Gulf oil spill: Did BP fail to take action on technical problems?
Federal investigators Monday suggested that BP knew of major technical problems but failed to take significant action before the Deepwater Horizon oil rig exploded in the Gulf of Mexico on April 20, killing 11 men.
Troubling flaws aboard the oil rig were detailed Monday, the start of the fourth set of hearings by a joint panel of the U.S. Coast Guard and Department of Interior. The panel is charged with determining the cause of the worst offshore oil spill disaster in history.
A key line of questioning Monday in Houston involved whether major equipment failures aboard the rig contributed to the disaster, which is believed to have occurred when a burp of natural gas shot up from underneath the seafloor, exploding in the rig. The explosion occurred despite numerous procedures that are designed to prevent such a disaster.
Investigator Hung Nguyen, a U.S. Coast Guard captain, said that a BP audit in September 2009 identified problems on board the Deepwater Horizon, including:
-- Not all relevant personnel on the rig were knowledgeable of drilling and well operation practices;
-- A review of the maintenance management system or showed there were significant overdue maintenance jobs that required in excess of 3,545 man hours;
-- No one on board the rig could account for which alarms had been overridden or for what reason;
-- Despite previous recommendations, it could not be shown whether all critical digital and analog drilling instrumentation had been calibrated.

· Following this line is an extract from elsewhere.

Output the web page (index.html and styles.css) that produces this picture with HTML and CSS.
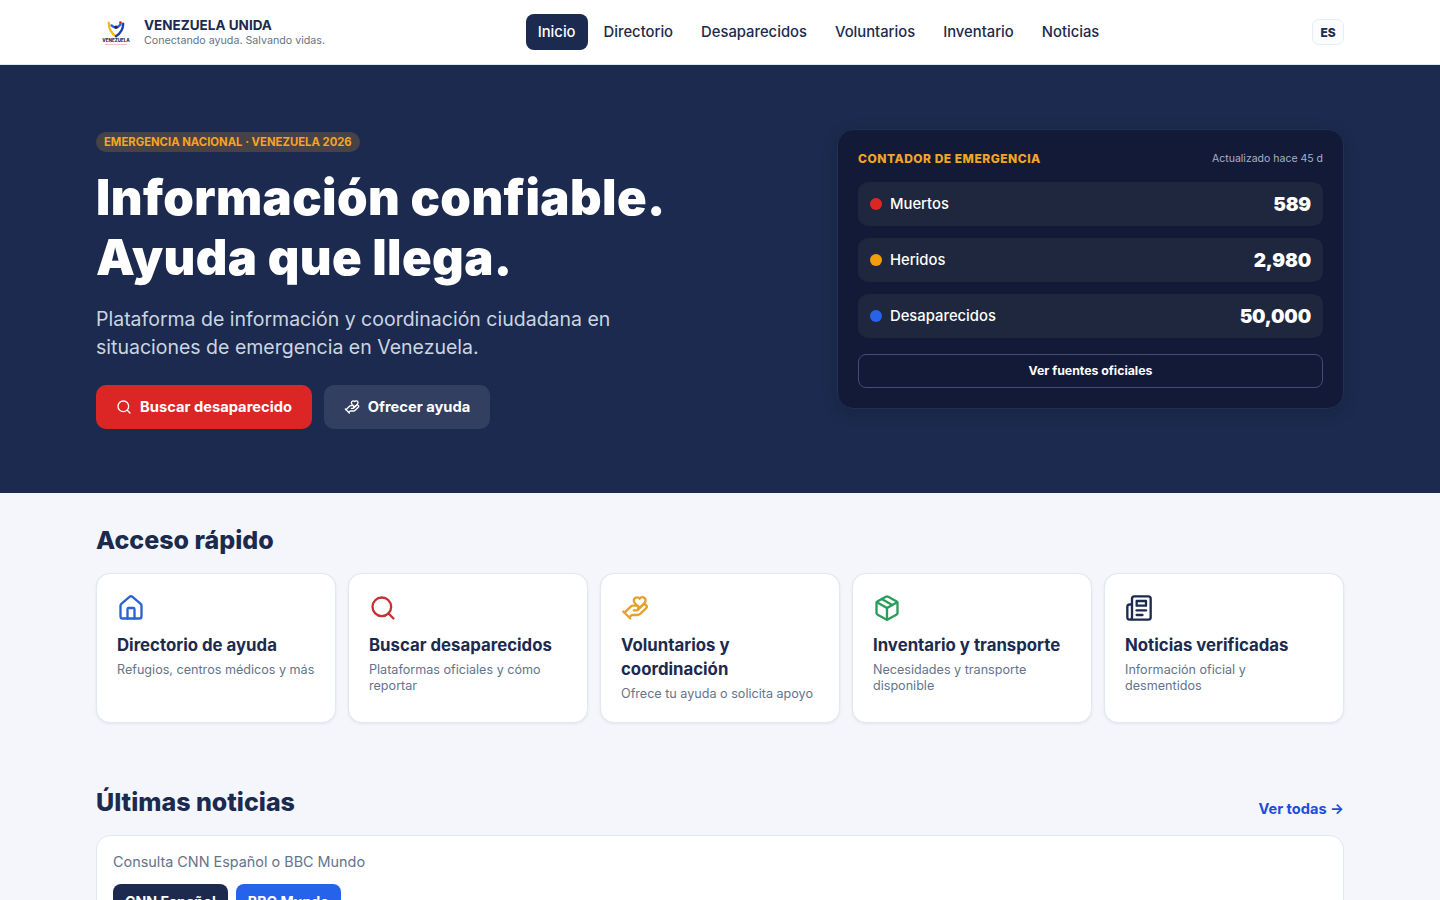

Nguyen said such findings would have caused him "significant concern."
"With all these flaws identified within this audit, do you think it is a fundamental flaw for BP to pay [Transocean, the rig's owner] $500,000 a day knowing that there are all these problems with the rig?" panelist Jason Mathews asked Neil Cramond, BP's top official for maritime safety in the Gulf of Mexico.
Cramond said he was comfortable with how the marine safety issues were handled.
Under questioning, Cramond said that a key BP team leader in Houston, John Guide, was aware of the rig's ongoing maintenance issues.
Investigator John McCarroll asked Cramond if it was a conflict of interest that Guide was responsible both for the timely completion of exploratory oil drilling and for safety issues aboard the Deepwater Horizon, giving him an incentive to bypass time-consuming safety measures.
"If the rig is experiencing a lot of downtime due to repairs, it's obvious to me the well is not going to get drilled on time. I would think Mr. Guide would be evaluated on the basis of the well being drilled on time," McCarroll said.
It has been previously documented that the well was six weeks behind schedule, and investigators have suggested there was pressure to finish up the well-drilling operation.
Nguyen also suggested that there was a problem with the rig's dual-command structure, in which the rig's captain was in charge of the mobile floating rig when it was moving, and an offshore installation manager was in charge when the rig was anchored and drilling.
Many of the key drilling decisions are made by an offshore installation manager aboard the rig and a BP team leader in Houston, Nguyen said, leaving the captain essentially out of the loop, with "little ... awareness of what's going on in terms of risk," Nguyen said.
In a statement to reporters, BP said the company takes the results of its audits seriously, and that its workers routinely met with Transocean to review the audits and make progress on fixing the problems, with the goal to have Transocean address safety matters promptly.